Mr Justice Jackson set out the following propositions (amongst others):
- A dispute did not arise unless and until it emerged that the claim was not admitted.
- The circumstances in which a claim was not admitted included:
- an express rejection;
- discussions from which it was inferred that the claim was not admitted;
- prevarication which gave rise to the inference that the claim was not admitted; and
- silence, which gave rise to the same inference.
- Nebulous and ill-defined claims which:
- made a sensible response impossible; or
- invoked a response of silence or an express non-admission
were unlikely to give rise to a dispute.
What is the effect of requesting further information or clarification of a claim?
The judge concluded that, in the light of the Court of Appeal’s approval of the principles of Mr Justice Jackson (set out above):
- Where a claim for payment was refused or not accepted on the basis that insufficient information had been provided, a dispute would usually have arisen, unless the claim was “nebulous and ill-defined”.
- The employer’s contention (that insufficient information had been provided) would become part of the dispute which was referred to adjudication. This was the case here.
The employer’s second argument: ‘ambush’
The court noted that:
- ‘Ambush’ was not a term of art.
- The parties had properly agreed that the mere fact of an ‘ambush’ by the claiming party in an adjudication did not, in itself, amount to procedural unfairness (which would amount to a breach of natural justice).
- The real question was whether the responding party had sufficient time to address the issues in the adjudication.
- If one party behaved badly (e.g. by referring a dispute to adjudication on 24 December, or during the summer holidays when it was known that key personnel of the defending party were all away), the adjudicator could:
- decline to act on the grounds that justice could not be done; or
- require the claiming party to agree to extend the 28 day time period within which the adjudicator was required to reach his decision, failing which the adjudicator would decline to accept the appointment
The court found that this was not a case of ambush and that the employer had been given sufficient time to address the issues in the adjudication. The court enforced the adjudicator’s decision.
Could the loss and expense claim be severed from the adjudicator’s decision?
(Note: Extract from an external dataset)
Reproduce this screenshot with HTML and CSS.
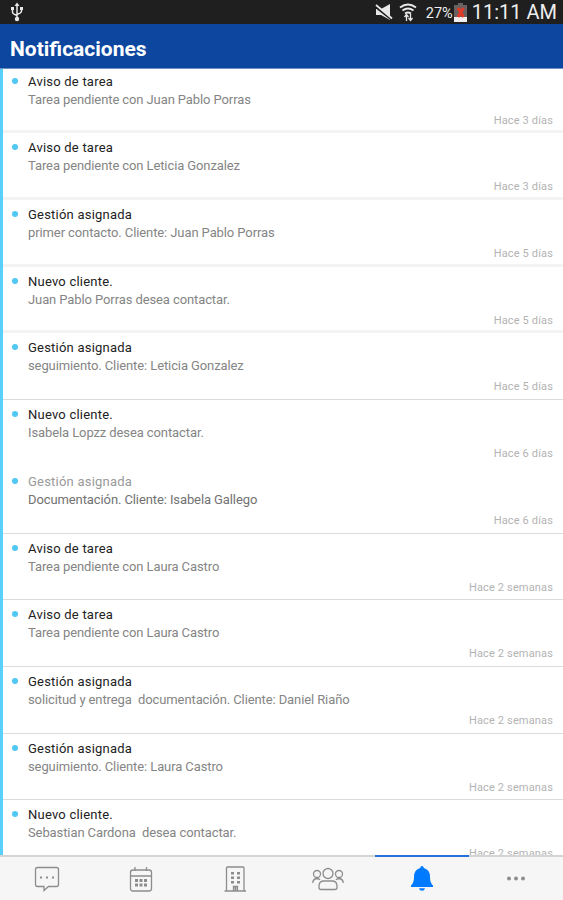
FILE: index.html
```html
<!DOCTYPE html>
<html lang="es">
<head>
<meta charset="utf-8">
<title>Notificaciones</title>
<link rel="stylesheet" href="styles.css">
</head>
<body>
<div class="app">
  <div class="status">
    <svg class="usb" width="14" height="20" viewBox="0 0 14 20" fill="none" stroke="#e8e8e8" stroke-width="1.500"><path d="M7 3v14M2.500 6.500v3.500q0 2 4.500 3.500M11.500 6.500v2.500q0 2-4.500 3.500"/><path d="M7 .5 9.500 4h-5zM1 5h3v3H1zM10 5h3v3h-3z" fill="#e8e8e8" stroke="none"/><circle cx="7" cy="17" r="2.200" fill="#e8e8e8" stroke="none"/></svg>
    <svg class="mute" width="18" height="17" viewBox="0 0 18 17"><path d="M1 5h5l9-5v16l-9-5H1z" fill="#e8e8e8"/><path d="M0 2.500 17 16" stroke="#1f1f1f" stroke-width="2"/><path d="M1 1 17 14.500" stroke="#e8e8e8" stroke-width="1.700"/></svg>
    <svg class="wifi" width="18" height="19" viewBox="0 0 18 19" fill="none" stroke="#e8e8e8" stroke-width="2"><path d="M1 4.500q8-6 16 0M3.500 7.500q5.500-4 11 0M6 10.500q3-2 6 0"/><path d="M7.500 18v-6M5.500 14l2-2.500 2 2.500M11.500 11v6M9.500 15l2 2.500 2-2.500" stroke-width="1.300"/></svg>
    <span class="percent">27%</span>
    <svg class="battery" width="13" height="19" viewBox="0 0 13 19"><path d="M4 0h5v2h4v17H0V2h4z" fill="#68615f"/><path d="M0 14h13v5H0z" fill="#f3eeee"/><path d="M4 5 9.500 14M9.500 5 4 14" stroke="#e23a26" stroke-width="3"/></svg>
    <span class="clock">11:11 AM</span>
  </div>
  <header class="header"><h1>Notificaciones</h1></header>
  <main class="list">
    <article class="row soft"><h2>Aviso de tarea</h2><p>Tarea pendiente con Juan Pablo Porras</p><time>Hace 3 días</time></article>
    <article class="row soft"><h2>Aviso de tarea</h2><p>Tarea pendiente con Leticia Gonzalez</p><time>Hace 3 días</time></article>
    <article class="row soft"><h2>Gestión asignada</h2><p>primer contacto. Cliente: Juan Pablo Porras</p><time>Hace 5 días</time></article>
    <article class="row soft"><h2>Nuevo cliente.</h2><p>Juan Pablo Porras desea contactar.</p><time>Hace 5 días</time></article>
    <article class="row"><h2>Gestión asignada</h2><p>seguimiento. Cliente: Leticia Gonzalez</p><time>Hace 5 días</time></article>
    <article class="row plain"><h2>Nuevo cliente.</h2><p>Isabela Lopzz desea contactar.</p><time>Hace 6 días</time></article>
    <article class="row read"><h2>Gestión asignada</h2><p>Documentación. Cliente: Isabela Gallego</p><time>Hace 6 días</time></article>
    <article class="row"><h2>Aviso de tarea</h2><p>Tarea pendiente con Laura Castro</p><time>Hace 2 semanas</time></article>
    <article class="row"><h2>Aviso de tarea</h2><p>Tarea pendiente con Laura Castro</p><time>Hace 2 semanas</time></article>
    <article class="row"><h2>Gestión asignada</h2><p>solicitud y entrega&nbsp; documentación. Cliente: Daniel Riaño</p><time>Hace 2 semanas</time></article>
    <article class="row"><h2>Gestión asignada</h2><p>seguimiento. Cliente: Laura Castro</p><time>Hace 2 semanas</time></article>
    <article class="row"><h2>Nuevo cliente.</h2><p>Sebastian Cardona&nbsp; desea contactar.</p><time>Hace 2 semanas</time></article>
  </main>
  <nav class="tabs">
    <a><svg width="28" height="28" viewBox="0 0 28 28"><path d="M4.500 2.500h19q2 0 2 2v15q0 2-2 2h-8L11 25.500v-4H4.500q-2 0-2-2v-15q0-2 2-2z"/><path class="fill" d="M7 11.500h2v2H7zM13 11.500h2v2h-2zM19 11.500h2v2h-2z"/></svg></a>
    <a><svg width="28" height="28" viewBox="0 0 28 28"><rect x="3.500" y="5" width="21" height="21" rx="2.500"/><path d="M3.500 11h21M8 2v4M19.500 2v4"/><path class="fill" d="M8 14h3v3H8zM12.500 14h3v3h-3zM17 14h3v3h-3zM8 18.500h3v3H8zM12.500 18.500h3v3h-3zM17 18.500h3v3h-3z"/></svg></a>
    <a><svg width="28" height="28" viewBox="0 0 28 28"><path d="M5.500 26V3q0-1 1-1h15.500q1 0 1 1v23M3.500 26h21.500M12.500 26v-4.500h4V26"/><path class="fill" d="M10 7h3v2.500h-3zM16 7h3v2.500h-3zM10 11.500h3V14h-3zM16 11.500h3V14h-3zM10 16h3v2.500h-3zM16 16h3v2.500h-3zM13.500 22h2v4h-2z"/></svg></a>
    <a><svg width="32" height="28" viewBox="0 0 32 28"><circle cx="16" cy="8.500" r="5"/><circle cx="5" cy="9" r="3.500"/><circle cx="27" cy="9" r="3.500"/><path d="M7 21q0-5 5-5h8q5 0 5 5v1.500q0 2-2 2H9q-2 0-2-2zM.8 18q0-4 4.200-4.500 2 0 3 1.500M31.200 18q0-4-4.200-4.500-2 0-3 1.500"/></svg></a>
    <a class="active"><svg width="28" height="28" viewBox="0 0 28 28"><path class="bell" d="M14 1q1.500 0 1.800 2Q22 4.500 22 12q0 6 3 8.500V22H3v-1.500Q6 18 6 12q0-7.500 6.200-9Q12.500 1 14 1zM11 23.200h6q-.5 2.600-3 2.600t-3-2.600z"/></svg></a>
    <a><svg width="28" height="28" viewBox="0 0 28 28"><g class="more"><circle cx="7" cy="13.500" r="2"/><circle cx="14" cy="13.500" r="2"/><circle cx="21" cy="13.500" r="2"/></g></svg></a>
  </nav>
</div>
</body>
</html>
```
FILE: styles.css
```css
* { box-sizing: border-box; }
body { margin: 0; font-family: Roboto, "Liberation Sans", sans-serif; background: #fff; }
.app { height: 900px; display: flex; flex-direction: column; overflow: hidden; }
.status { flex: none; height: 24px; background: #1f1f1f; color: #eee; display: flex; align-items: center; padding: 0 6px 0 10px; }
.mute { margin-left: auto; }
.wifi { margin-left: 6px; }
.percent { margin-left: 9px; font-size: 14.5px; letter-spacing: 0; padding-top: 2px; }
.battery { margin-left: 1px; }
.clock { margin-left: 5px; font-size: 20px; letter-spacing: 0; }
.header { flex: none; height: 44.500px; background: #0c469f; border-bottom: 1px solid #6f8fc6; display: flex; align-items: center; padding: 6px 10px 0; }
h1 { margin: 0; color: #fff; font-size: 21px; font-weight: 700; line-height: 28px; }
.list { flex: 1; min-height: 0; overflow: hidden; border-left: 3px solid #59d0fb; }
.row { height: 66.720px; border-bottom: 1.500px solid #dcdbdd; padding: 5px 10px 0 25px; position: relative; display: flex; flex-direction: column; }
.row:first-child { height: 64.800px; padding-top: 3px; }
.row.soft { border-bottom: 3px solid #f3f3f3; }
.row.plain { border-bottom-color: transparent; }
.row::before { content: ""; position: absolute; left: 9px; top: 11px; width: 6px; height: 6px; border-radius: 50%; background: #4fc8f4; }
.row:first-child::before { top: 9px; }
h2 { margin: 0; font-size: 13px; line-height: 19px; font-weight: 400; letter-spacing: .22px; color: #222; }
.read h2 { color: #999; }
p { margin: 0; font-size: 13px; line-height: 18px; letter-spacing: -.1px; color: #858585; white-space: nowrap; }
.read p { color: #727272; }
time { align-self: flex-end; font-size: 11px; line-height: 14px; margin-top: 5px; letter-spacing: .15px; color: #b3b3b3; white-space: nowrap; }
.tabs { flex: none; height: 45px; background: #f6f6f6; border-top: 2px solid #d4d4d4; display: grid; grid-template-columns: repeat(6, 1fr); }
.tabs a { display: flex; align-items: center; justify-content: center; border-top: 2px solid transparent; margin-top: -2px; }
.tabs .active { border-top-color: #286fdc; }
.tabs svg { fill: none; stroke: #8d8d8d; stroke-width: 1.300; }
.tabs .fill, .tabs .more { fill: #8d8d8d; stroke: none; }
.tabs .bell { fill: #007aff; stroke: none; }
```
- In the light of the findings that the adjudicator had jurisdiction and there had not been a breach of natural justice, the question of severability did not arise. However, the judge concluded (obiter) that where (as here) more than one dispute arose, then:
- If the adjudicator had consciously not given the responding party sufficient time to respond, the adjudicator’s decision would probably not have been severed.
- However, if the court had determined that the contractor’s claim for loss and expense had not comprised part of the crystallised dispute, then the part of the decision which related to the extension of time claim and the recovery of liquidated damages could have been severed.
The only difficulty would have been if the adjudicator had failed to apportion his fees as between the different parts of the claim. If he had failed to do that, then enforcement of that part of the decision (relating to fees) would not have been made.
Employers beware of taking jurisdictional points if a contractor fails to provide information to substantiate its claims. This case demonstrates that the contractor’s failure to substantiate its claims will only be grounds for a jurisdictional challenge if the claim is “nebulous and ill defined”. Mounting a challenge to the jurisdiction of the adjudicator is not the appropriate way to proceed. The employer should simply rely on this fact when defending the claim.
Adjudicators also take note! If more than one dispute arises, it seems prudent to make an award for costs which identifies the costs payable for each of the disputes. If the adjudicator’s decision is then severed, the adjudicator will be able to recover his costs in relation to the enforceable part of his decision.